Dividend payment dates are ordinarily the first business day of March, June,
September and December.      

     The price of any original issue shares of Common Stock purchased from the
Company (computed to four decimal places) with Optional Cash Payments will be,
in the Company's discretion (as described in the answer to Question 3), 90% to
100% of the average of the daily high and low sale prices of a share of Common
Stock on the New York Stock Exchange for each of five days chosen at random by
the Agent on which Common Stock was traded on the New York Stock Exchange in the
month immediately preceding the Cash Payment Purchase Date.  Such price will
initially be 97% of the average price described in the foregoing sentence.

     The price of shares of Common Stock purchased on the open market (computed
to four decimal places) by the Designated Agent, as agent for Participants in
the Plan, during any investment period for reinvested dividends and/or Optional
Cash Payments will be the average price of all such shares of Common Stock so
purchased by the Designated Agent during such investment period with the
proceeds of such dividends and/or Optional Cash Payments.
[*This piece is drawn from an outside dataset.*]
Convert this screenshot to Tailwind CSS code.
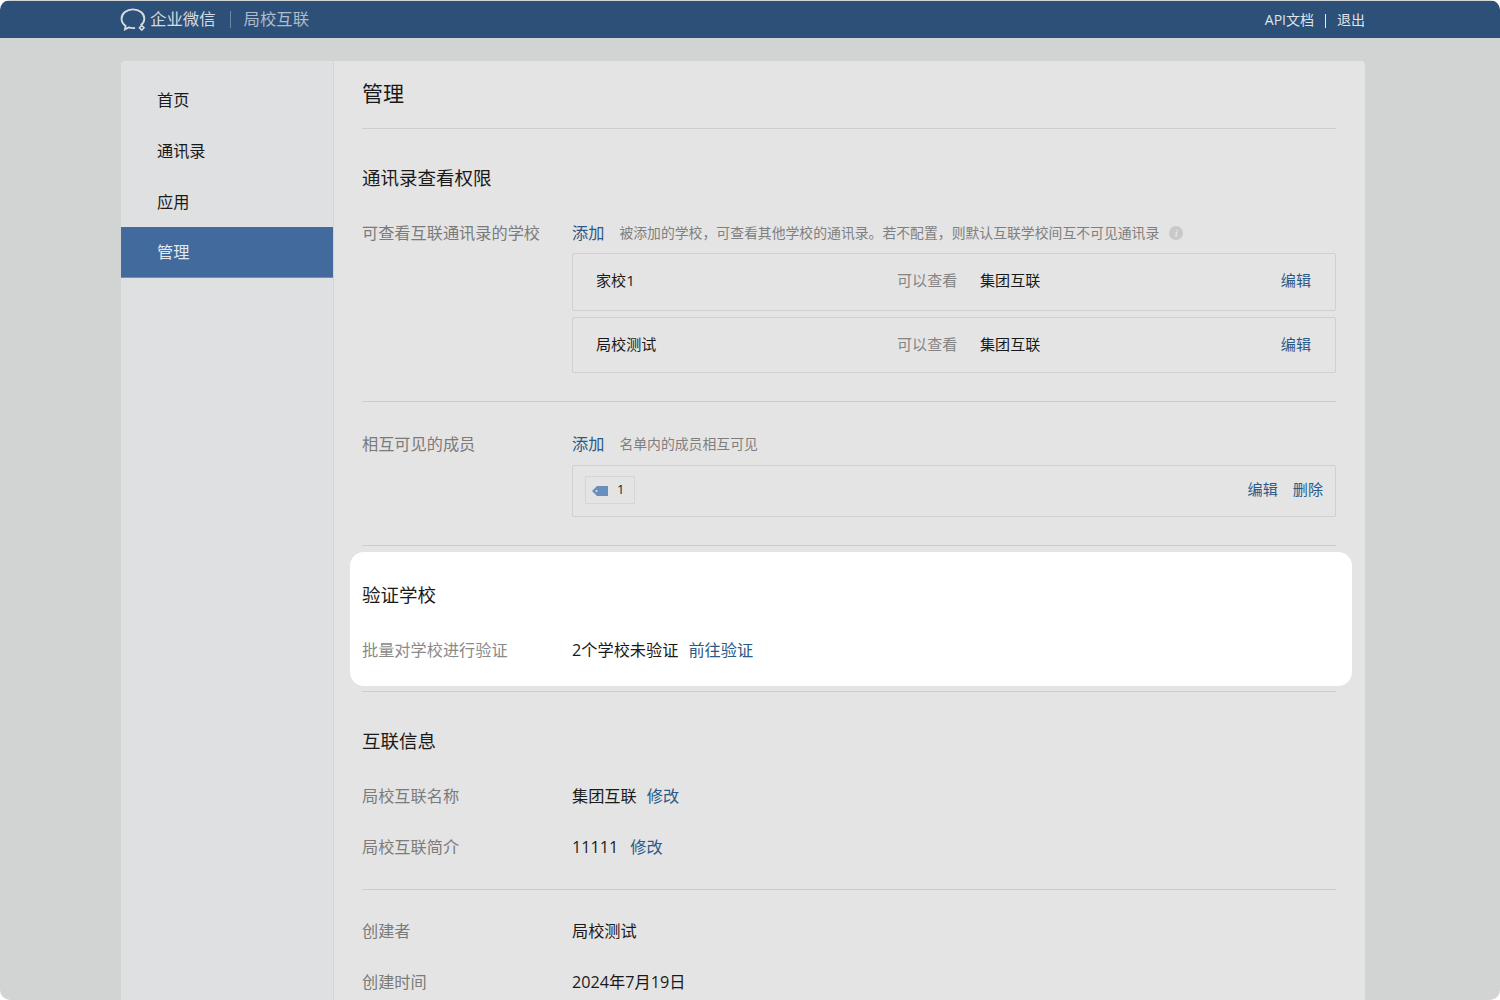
<!DOCTYPE html>
<html lang="zh-CN">
<head>
  <meta charset="UTF-8" />
  <title>局校互联</title>
  <script src="https://cdn.jsdelivr.net/npm/@tailwindcss/browser@4"></script>
</head>
<body class="bg-white font-['Open_Sans','Noto_Sans_CJK_SC',sans-serif]">
  <div class="w-[1500px] h-[1000px] overflow-hidden bg-[#d2d4d4] rounded-[10px] flex flex-col">
    <!-- top bar -->
    <header class="h-[37px] mt-px shrink-0 bg-[#2d5078] pl-[120px] pr-[135px] flex items-center">
      <svg class="w-[29px] h-[25px] mt-px" viewBox="0 0 28 24" fill="none" stroke="#d5dbe2" stroke-width="1.8">
        <path d="M20 16.500c2.200-1.600 3.500-3.700 3.500-6.200C23.500 5.300 18.500 1.200 12.500 1.200S1.500 5.300 1.500 10.300c0 2.800 1.500 5.200 3.900 6.900l-.6 3.300 3.700-1.800c1.300.4 2.600.6 4 .6.700 0 1.400 0 2-.2" />
        <path d="M21 16.800l2.200 2.200-2.200 2.200-2.200-2.200z" stroke-width="1.500" />
      </svg>
      <span class="ml-px mb-px text-[16.400px] text-[#d5dbe2]">企业微信</span>
      <span class="ml-[14px] w-px h-[17px] bg-[#6d89a6]"></span>
      <span class="ml-[13px] mb-px text-[16.400px] text-[#aebccb]">局校互联</span>
      <div class="ml-auto flex items-center text-[14px] text-[#dfe4ea] mt-[3px]">
        <span class="mb-[4px]">API文档</span>
        <span class="mx-[11px] w-px h-[14px] bg-[#e6e9ee]"></span>
        <span class="mb-[4px]">退出</span>
      </div>
    </header>

    <div class="mt-[23px] ml-[121px] w-[1244px] flex flex-1 rounded-t-[4px] overflow-hidden">
      <!-- side nav -->
      <nav class="w-[213px] shrink-0 bg-[#dfe0e2] pt-[14px] text-[16.200px] text-[#1a1a1a] border-r border-dotted border-[#c8c9cb]">
        <div class="h-[51px] pl-[36px] flex items-center">首页</div>
        <div class="h-[51px] pl-[36px] flex items-center">通讯录</div>
        <div class="h-[50px] pl-[36px] flex items-center">应用</div>
        <div class="h-[51px] pl-[36px] flex items-center bg-[#426a9c] text-[#e3e8ee] border-b border-[#7290b6]">管理</div>
      </nav>

      <!-- main -->
      <main class="flex-1 bg-[#e4e4e4] pl-[28px] pr-[29px] text-[16.200px]">
        <h1 class="h-[68px] pt-[16px] text-[21px] leading-[32px] text-[#1a1a1a] border-b border-[#cdcdcd]">管理</h1>

        <section class="pt-[35px] pb-[28px] border-b border-[#cdcdcd]">
          <h2 class="text-[18.500px] leading-[28px] text-[#1a1a1a]">通讯录查看权限</h2>
          <div class="mt-[29px] flex">
            <div class="w-[210px] shrink-0 leading-[24px] text-[#7b7b7b]">可查看互联通讯录的学校</div>
            <div class="flex-1">
              <div class="flex items-center h-[24px]">
                <span class="text-[#2a5a88]">添加</span>
                <span class="ml-[15px] text-[13.850px] text-[#7f7f7f]">被添加的学校，可查看其他学校的通讯录。若不配置，则默认互联学校间互不可见通讯录</span>
                <span class="ml-[10px] w-[14px] h-[14px] rounded-full bg-[#c9c9c9] text-[#e4e4e4] text-[11px] italic font-bold flex items-center justify-center font-['Liberation_Serif',serif]">i</span>
              </div>
              <div class="mt-[8px] h-[58px] flex items-center pl-[23px] pr-[24px] pb-[3px] text-[15.100px] border border-[#d0d0d0] rounded-[2px]">
                <span class="w-[301px] text-[#1a1a1a]">家校1</span>
                <span class="w-[83px] text-[#858585]">可以查看</span>
                <span class="text-[#1a1a1a]">集团互联</span>
                <span class="ml-auto text-[#2a5a88]">编辑</span>
              </div>
              <div class="mt-[6px] h-[56px] flex items-center pl-[23px] pr-[24px] pb-[2px] text-[15.100px] border border-[#d0d0d0] rounded-[2px]">
                <span class="w-[301px] text-[#1a1a1a]">局校测试</span>
                <span class="w-[83px] text-[#858585]">可以查看</span>
                <span class="text-[#1a1a1a]">集团互联</span>
                <span class="ml-auto text-[#2a5a88]">编辑</span>
              </div>
            </div>
          </div>
        </section>

        <section class="pt-[30px] pb-[28px] border-b border-[#cdcdcd] flex">
          <div class="w-[210px] shrink-0 leading-[24px] text-[#7b7b7b]">相互可见的成员</div>
          <div class="flex-1">
            <div class="flex items-center h-[24px]">
              <span class="text-[#2a5a88]">添加</span>
              <span class="ml-[15px] text-[13.850px] text-[#7f7f7f]">名单内的成员相互可见</span>
            </div>
            <div class="mt-[9px] h-[52px] flex items-center pl-[12px] pr-[12px] text-[15.100px] border border-[#d0d0d0] rounded-[2px]">
              <span class="w-[50px] h-[28px] mb-[2px] border border-[#d6d6d6] flex items-center pl-[6px]">
                <svg class="w-[16px] h-[10px] mt-[2px]" viewBox="0 0 16 10"><path d="M0 5 5 0h11v10H5z" fill="#6a8fbc" /><circle cx="4.500" cy="5" r="1" fill="#e4e4e4" /></svg>
                <span class="ml-[9px] text-[13px] text-[#1a1a1a]">1</span>
              </span>
              <span class="ml-auto mb-[3px] text-[#2a5a88]">编辑</span>
              <span class="ml-[15px] mb-[3px] text-[#2a5a88]">删除</span>
            </div>
          </div>
        </section>

        <!-- highlighted block -->
        <section class="mt-[6px] -ml-[12px] -mr-[16px] h-[134px] pl-[12px] pr-[16px] pt-[29px] bg-white rounded-[14px]">
          <h2 class="text-[18.500px] leading-[28px] text-[#1a1a1a]">验证学校</h2>
          <div class="mt-[29px] flex leading-[24px]">
            <div class="w-[210px] shrink-0 text-[#8a8a8a]">批量对学校进行验证</div>
            <span class="text-[#1a1a1a]">2个学校未验证</span>
            <span class="ml-[10px] text-[#2a5a88]">前往验证</span>
          </div>
        </section>

        <section class="mt-[5px] pt-[35px] pb-[30px] border-y border-[#cdcdcd]">
          <h2 class="text-[18.500px] leading-[28px] text-[#1a1a1a]">互联信息</h2>
          <div class="mt-[29px] flex leading-[24px]">
            <div class="w-[210px] shrink-0 text-[#7b7b7b]">局校互联名称</div>
            <span class="text-[#1a1a1a]">集团互联</span>
            <span class="ml-[10px] text-[#2a5a88]">修改</span>
          </div>
          <div class="mt-[27px] flex leading-[24px]">
            <div class="w-[210px] shrink-0 text-[#7b7b7b]">局校互联简介</div>
            <span class="text-[#1a1a1a]">11111</span>
            <span class="ml-[12px] text-[#2a5a88]">修改</span>
          </div>
        </section>

        <section class="pt-[29px]">
          <div class="flex leading-[24px]">
            <div class="w-[210px] shrink-0 text-[#7b7b7b]">创建者</div>
            <span class="text-[#1a1a1a]">局校测试</span>
          </div>
          <div class="mt-[27px] flex leading-[24px]">
            <div class="w-[210px] shrink-0 text-[#7b7b7b]">创建时间</div>
            <span class="text-[#1a1a1a]">2024年7月19日</span>
          </div>
        </section>
      </main>
    </div>
  </div>
</body>
</html>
                                      -8-
<PAGE>
 
     With respect to original issue shares, the Company reserves the right, in
its discretion, by giving at least 20 days notice to Participants, to change or
eliminate the then prevailing Discount, or establish an alternative pricing
methodology for such purchases.

     In the event that both open market purchases and original issue purchases
from the Company are made from dividends and/or Optional Cash Payments, such
combination of shares will be allocated to each individual Participant's account
on a pro rata basis or otherwise in the discretion of the Company.

PARTICIPATION

     9.  WHO IS ELIGIBLE TO PARTICIPATE?

     (1)  Shareholder.  Subject to the following, the Plan is open to
participation by a registered owner of shares of Common Stock.  Shares of Common
Stock are registered in the name of a Participant if such shares are represented
by a stock certificate issued in the name of the Participant.  Beneficial Owners
either must cause their shares to be registered in their names or must make
appropriate arrangements with their broker or other nominee to participate in
the Plan on their behalf in order to be eligible to participate in the Plan.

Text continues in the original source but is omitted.